On Tue, May 27, 2014 at 04:09:48PM +0200, Stephane Eranian wrote:
> On Tue, May 20, 2014 at 11:02 AM, Peter Zijlstra <peterz@infradead.org> wrote:
> > Subject: perf: Fix mux_interval hrtimer wreckage
> > From: Peter Zijlstra <peterz@infradead.org>
> > Date: Tue May 20 10:09:32 CEST 2014
> >
> > Thomas stumbled over the hrtimer_forward_now() in
> > perf_event_mux_interval_ms_store() and noticed its broken-ness.
> >
> > You cannot just change the expiry time of an active timer, it will
> > destroy the red-black tree order and cause havoc.
> >
> > Change it to (re)start the timer instead, (re)starting a timer will
> > dequeue and enqueue a timer and therefore preserve rb-tree order.
> >
> > Since we cannot enqueue remotely, wrap the thing in
> > cpu_function_call(), this however mandates that we restrict ourselves
> > to online cpus. Also serialize the entire setting so we don't get
> > multiple concurrent threads trying to update to different values.
> >
> > Also fix a problem in perf_mux_hrtimer_restart(), checking against
> > hrtimer_active() can actually loose us the timer when timer->state ==
> > HRTIMER_STATE_CALLBACK and the callback has already decided NORESTART.
> >
> > Furthermore it doesn't make any sense to test
> > hrtimer_callback_running() when we already tested hrtimer_active(),
> > but with the above change, we explicitly must call it when
> > callback_running.
> >
> > Lastly, rename a few functions:
> >
> >   s/perf_cpu_hrtimer_/perf_mux_hrtimer_/ -- because I could not find
> >                                             the mux timer function
> >
> >   s/\<hr\>/timer/ -- because that's the normal way of calling things.
> >
> > Fixes: 62b856397927 ("perf: Add sysfs entry to adjust multiplexing interval per PMU")
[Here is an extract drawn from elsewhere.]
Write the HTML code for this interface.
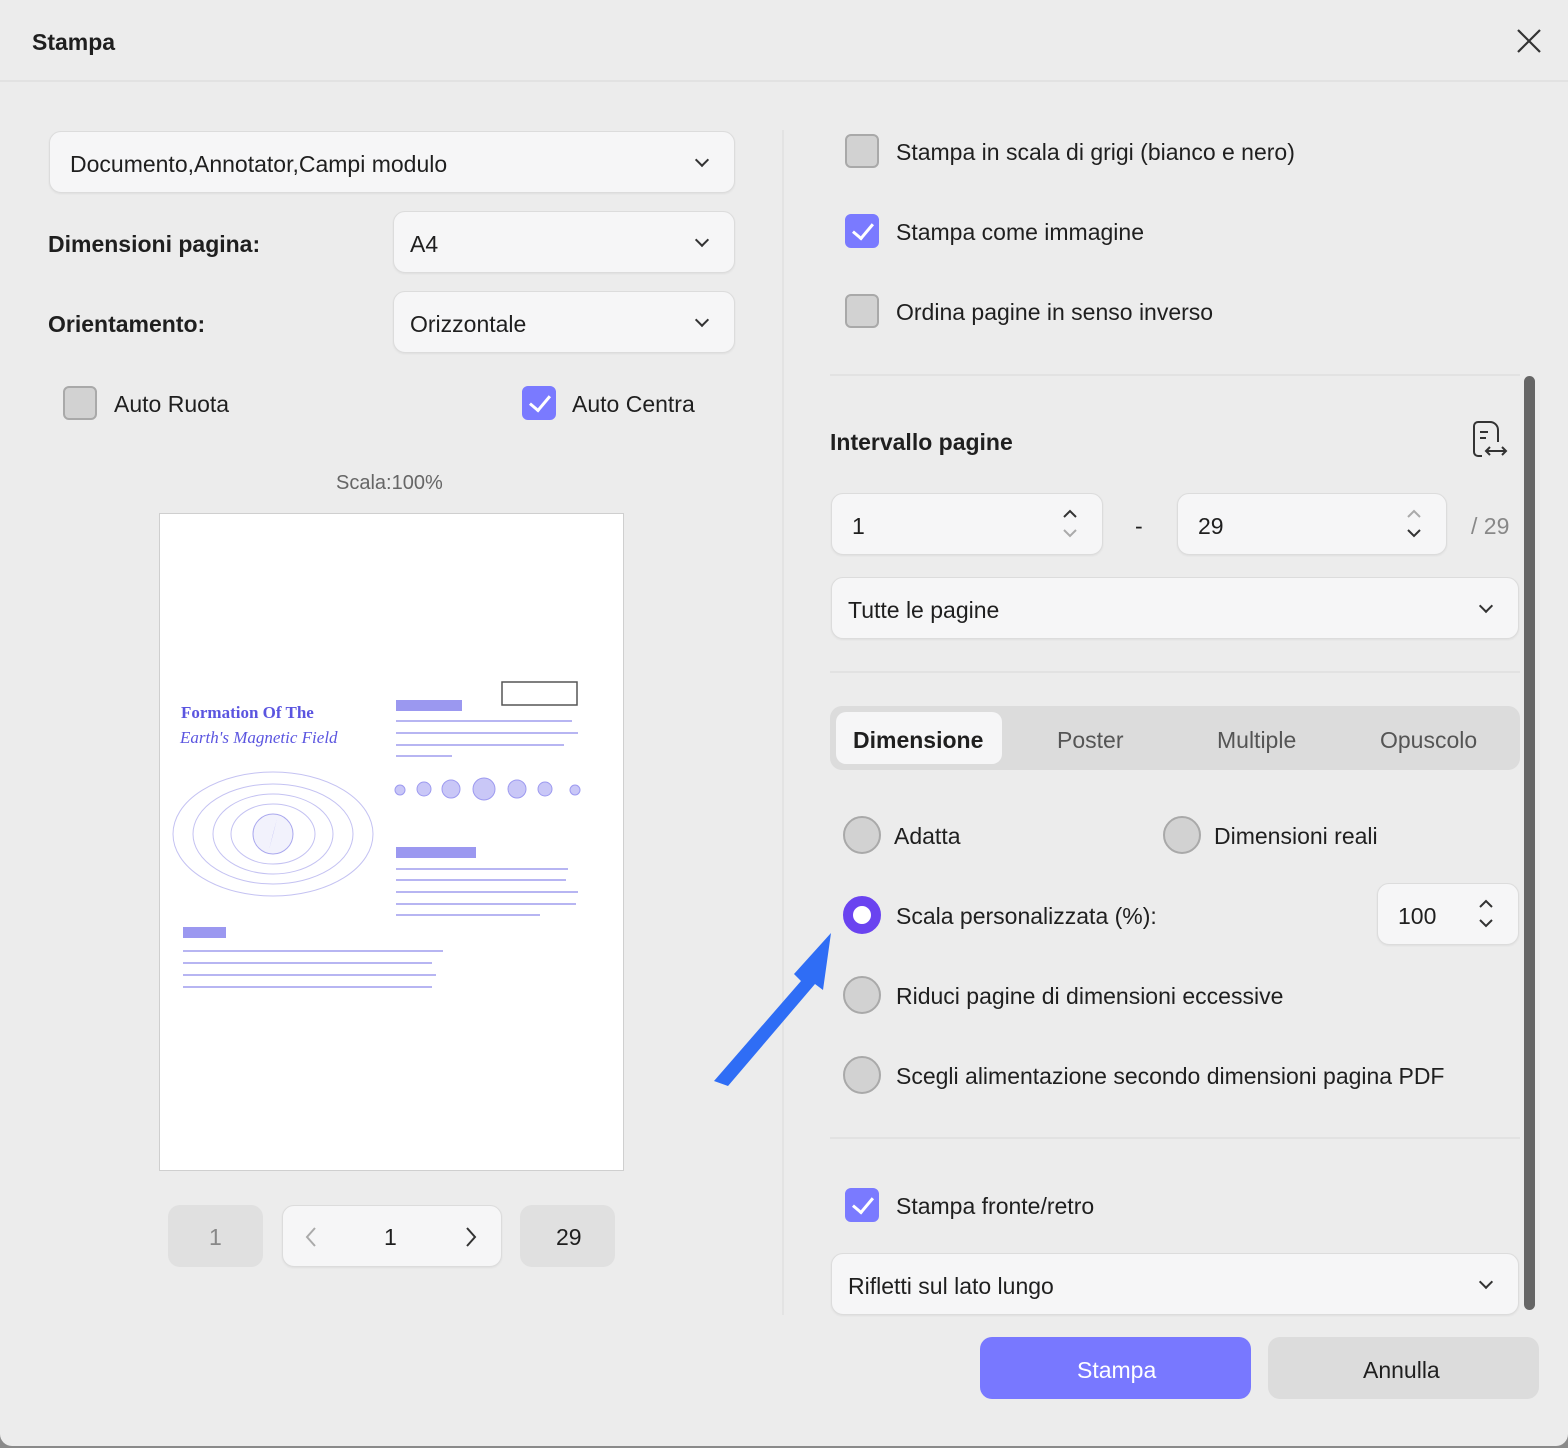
<!DOCTYPE html>
<html><head><meta charset="utf-8">
<style>
*{box-sizing:border-box;margin:0;padding:0}
body{width:1568px;height:1448px;background:#8a8a8a;font-family:"Liberation Sans",sans-serif;color:#1f1f1f;position:relative;overflow:hidden}
.dlg{position:absolute;left:0;top:0;width:1568px;height:1446px;background:#ececec;border-radius:0 0 12px 12px;overflow:hidden}
.a{position:absolute}
.t{position:absolute;font-size:23px;line-height:28px;white-space:nowrap}
.b{font-weight:bold}
.box{position:absolute;background:#f6f6f7;border:1px solid #dcdcdc;border-radius:12px;box-shadow:0 1px 2px rgba(0,0,0,.06)}
.chev{position:absolute;width:10px;height:10px;border-right:2px solid #333;border-bottom:2px solid #333;transform:rotate(45deg)}
.cb{position:absolute;width:34px;height:34px;border-radius:6px;background:#d2d2d2;border:2px solid #a9a9a9}
.cb.on{background:#7a7aff;border-color:#7a7aff}
.cb.on::after{content:"";position:absolute;left:10px;top:3px;width:9px;height:17px;border-right:3px solid #fff;border-bottom:3px solid #fff;transform:rotate(40deg)}
.rd{position:absolute;width:38px;height:38px;border-radius:50%;background:#d2d2d2;border:2px solid #a9a9a9}
.rd.on{background:#fff;border:10px solid #6a43f0}
.hr{position:absolute;height:2px;background:#e2e2e2}
</style></head><body>
<div class="dlg">
<div class="t b" style="left:32px;top:28px">Stampa</div>
<svg class="a" style="left:1516px;top:28px" width="26" height="26"><path d="M2 2L24 24M24 2L2 24" stroke="#333" stroke-width="2.2"/></svg>
<div class="hr" style="left:0;top:80px;width:1568px"></div>

<div class="box" style="left:49px;top:131px;width:686px;height:62px"></div>
<div class="t" style="left:70px;top:150px">Documento,Annotator,Campi modulo</div>
<div class="chev" style="left:697px;top:155px"></div>
<div class="t b" style="left:48px;top:230px">Dimensioni pagina:</div>
<div class="box" style="left:393px;top:211px;width:342px;height:62px"></div>
<div class="t" style="left:410px;top:230px">A4</div>
<div class="chev" style="left:697px;top:235px"></div>
<div class="t b" style="left:48px;top:310px">Orientamento:</div>
<div class="box" style="left:393px;top:291px;width:342px;height:62px"></div>
<div class="t" style="left:410px;top:310px">Orizzontale</div>
<div class="chev" style="left:697px;top:315px"></div>
<div class="cb" style="left:63px;top:386px"></div>
<div class="t" style="left:114px;top:390px">Auto Ruota</div>
<div class="cb on" style="left:522px;top:386px"></div>
<div class="t" style="left:572px;top:390px">Auto Centra</div>
<div class="t" style="left:336px;top:469px;font-size:20px;color:#666">Scala:100%</div>

<div class="a" style="left:159px;top:513px;width:465px;height:658px;background:#fff;border:1px solid #cfcfcf">
<svg width="463" height="656" style="position:absolute;left:0;top:0" font-family="Liberation Serif">
<text x="21" y="204" font-size="17" font-weight="bold" fill="#5b55e0">Formation Of The</text>
<text x="20" y="229" font-size="17" font-style="italic" fill="#5b55e0">Earth's Magnetic Field</text>
<rect x="342" y="168" width="75" height="23" fill="none" stroke="#555" stroke-width="1.5"/>
<rect x="236" y="186" width="66" height="11" fill="#9b98f0"/>
<g stroke="#b7b5f2" stroke-width="2">
<line x1="236" y1="207" x2="412" y2="207"/><line x1="236" y1="219" x2="418" y2="219"/><line x1="236" y1="231" x2="404" y2="231"/><line x1="236" y1="242" x2="292" y2="242"/>
<line x1="236" y1="355" x2="408" y2="355"/><line x1="236" y1="366" x2="406" y2="366"/><line x1="236" y1="378" x2="418" y2="378"/><line x1="236" y1="390" x2="416" y2="390"/><line x1="236" y1="401" x2="380" y2="401"/>
<line x1="23" y1="437" x2="283" y2="437"/><line x1="23" y1="449" x2="272" y2="449"/><line x1="23" y1="461" x2="276" y2="461"/><line x1="23" y1="473" x2="272" y2="473"/>
</g>
<rect x="236" y="333" width="80" height="11" fill="#9b98f0"/>
<rect x="23" y="413" width="43" height="11" fill="#9b98f0"/>
<g fill="#c9c7f7" stroke="#9d9af0"><circle cx="240" cy="276" r="5"/><circle cx="264" cy="275" r="7"/><circle cx="291" cy="275" r="9"/><circle cx="324" cy="275" r="11"/><circle cx="357" cy="275" r="9"/><circle cx="385" cy="275" r="7"/><circle cx="415" cy="276" r="5"/></g>
<g fill="none" stroke="#c4c2f2" stroke-width="1">
<ellipse cx="113" cy="320" rx="100" ry="62"/><ellipse cx="113" cy="320" rx="80" ry="50"/><ellipse cx="113" cy="320" rx="60" ry="40"/><ellipse cx="113" cy="320" rx="42" ry="30"/></g>
<circle cx="113" cy="320" r="20" fill="#f2f2fc" stroke="#aaa8ee"/>
<path d="M117 305L109 336L113 320Z" fill="#6a65e8"/>
</svg>
</div>

<div class="a" style="left:168px;top:1205px;width:95px;height:62px;background:#e0e0e0;border-radius:12px"></div>
<div class="t" style="left:209px;top:1223px;color:#888">1</div>
<div class="box" style="left:282px;top:1205px;width:220px;height:62px"></div>
<svg class="a" style="left:304px;top:1226px" width="14" height="22"><path d="M11 2L3 11L11 20" fill="none" stroke="#aaa" stroke-width="2"/></svg>
<div class="t" style="left:384px;top:1223px">1</div>
<svg class="a" style="left:464px;top:1226px" width="14" height="22"><path d="M3 2L11 11L3 20" fill="none" stroke="#333" stroke-width="2"/></svg>
<div class="a" style="left:520px;top:1205px;width:95px;height:62px;background:#e0e0e0;border-radius:12px"></div>
<div class="t" style="left:556px;top:1223px">29</div>

<div class="a" style="left:782px;top:130px;width:2px;height:1185px;background:#e3e3e3"></div>

<div class="cb" style="left:845px;top:134px"></div>
<div class="t" style="left:896px;top:138px">Stampa in scala di grigi (bianco e nero)</div>
<div class="cb on" style="left:845px;top:214px"></div>
<div class="t" style="left:896px;top:218px">Stampa come immagine</div>
<div class="cb" style="left:845px;top:294px"></div>
<div class="t" style="left:896px;top:298px">Ordina pagine in senso inverso</div>
<div class="hr" style="left:830px;top:374px;width:690px"></div>
<div class="a" style="left:1524px;top:376px;width:11px;height:934px;background:#666;border-radius:6px"></div>

<div class="t b" style="left:830px;top:428px">Intervallo pagine</div>
<svg class="a" style="left:1470px;top:420px" width="40" height="40" fill="none" stroke="#333" stroke-width="2"><path d="M12 36H8a4 4 0 0 1-4-4V6a4 4 0 0 1 4-4h12a8 8 0 0 1 8 8v12"/><path d="M10 12h8M10 18h6"/><path d="M16 31h20M20 27l-4 4 4 4M32 27l4 4-4 4"/></svg>
<div class="box" style="left:831px;top:493px;width:272px;height:62px"></div>
<div class="t" style="left:852px;top:512px">1</div>
<svg class="a" style="left:1060px;top:505px" width="20" height="36" fill="none" stroke-width="2"><path d="M4 12l6-6 6 6" stroke="#333"/><path d="M4 25l6 6 6-6" stroke="#aaa"/></svg>
<div class="t" style="left:1135px;top:512px">-</div>
<div class="box" style="left:1177px;top:493px;width:270px;height:62px"></div>
<div class="t" style="left:1198px;top:512px">29</div>
<svg class="a" style="left:1404px;top:505px" width="20" height="36" fill="none" stroke-width="2"><path d="M4 12l6-6 6 6" stroke="#aaa"/><path d="M4 25l6 6 6-6" stroke="#333"/></svg>
<div class="t" style="left:1471px;top:512px;color:#888">/ 29</div>
<div class="box" style="left:831px;top:577px;width:688px;height:62px"></div>
<div class="t" style="left:848px;top:596px">Tutte le pagine</div>
<div class="chev" style="left:1481px;top:601px"></div>
<div class="hr" style="left:830px;top:671px;width:690px"></div>

<div class="a" style="left:830px;top:706px;width:690px;height:64px;background:#dcdcdc;border-radius:12px"></div>
<div class="a" style="left:836px;top:712px;width:166px;height:52px;background:#f6f6f7;border-radius:10px"></div>
<div class="t b" style="left:853px;top:726px">Dimensione</div>
<div class="t" style="left:1057px;top:726px;color:#555">Poster</div>
<div class="t" style="left:1217px;top:726px;color:#555">Multiple</div>
<div class="t" style="left:1380px;top:726px;color:#555">Opuscolo</div>

<div class="rd" style="left:843px;top:816px"></div>
<div class="t" style="left:894px;top:822px">Adatta</div>
<div class="rd" style="left:1163px;top:816px"></div>
<div class="t" style="left:1214px;top:822px">Dimensioni reali</div>
<div class="rd on" style="left:843px;top:896px"></div>
<div class="t" style="left:896px;top:902px">Scala personalizzata (%):</div>
<div class="box" style="left:1377px;top:883px;width:142px;height:62px"></div>
<div class="t" style="left:1398px;top:902px">100</div>
<svg class="a" style="left:1476px;top:895px" width="20" height="36" fill="none" stroke="#333" stroke-width="2"><path d="M4 12l6-6 6 6M4 25l6 6 6-6"/></svg>
<div class="rd" style="left:843px;top:976px"></div>
<div class="t" style="left:896px;top:982px">Riduci pagine di dimensioni eccessive</div>
<div class="rd" style="left:843px;top:1056px"></div>
<div class="t" style="left:896px;top:1062px">Scegli alimentazione secondo dimensioni pagina PDF</div>
<div class="hr" style="left:830px;top:1137px;width:690px"></div>

<div class="cb on" style="left:845px;top:1188px"></div>
<div class="t" style="left:896px;top:1192px">Stampa fronte/retro</div>
<div class="box" style="left:831px;top:1253px;width:688px;height:62px"></div>
<div class="t" style="left:848px;top:1272px">Rifletti sul lato lungo</div>
<div class="chev" style="left:1481px;top:1277px"></div>

<div class="a" style="left:980px;top:1337px;width:271px;height:62px;background:#7878ff;border-radius:12px"></div>
<div class="t" style="left:1077px;top:1356px;color:#fff">Stampa</div>
<div class="a" style="left:1268px;top:1337px;width:271px;height:62px;background:#dcdcdc;border-radius:12px"></div>
<div class="t" style="left:1363px;top:1356px">Annulla</div>

<svg class="a" style="left:712px;top:920px" width="150" height="180"><path d="M16 163L103 63L96 56L133 15L125 72L117 66L30 168Z" fill="#2f6df5" transform="translate(-14 -2)"/></svg>
</div>
</body></html>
> > Cc: Stephane Eranian <eranian@google.com>
> > Reported-by: Thomas Gleixner <tglx@linutronix.de>
> > Signed-off-by: Peter Zijlstra <peterz@infradead.org>
> > Link: http://lkml.kernel.org/n/tip-ife5kqgnt7mviatc9fakz8wk@git.kernel.org
> 
> So, I tested this patch on tip.git and it panics my kernels as soon as
> I multiplex
> events. For instance running:
> $ perf stat -e cycles,cycles,cycles,cycles,cycles,cycles dd
> if=/dev/urandom of=/dev/null count=10000000
> 

Yeah, I hadn't actually tested it, but I did find more hrtimer wreckage
meanwhile and I've not yet figured out how to fix it so I put this on
hold for a little while.

I'll try and get the lot sorted soon though.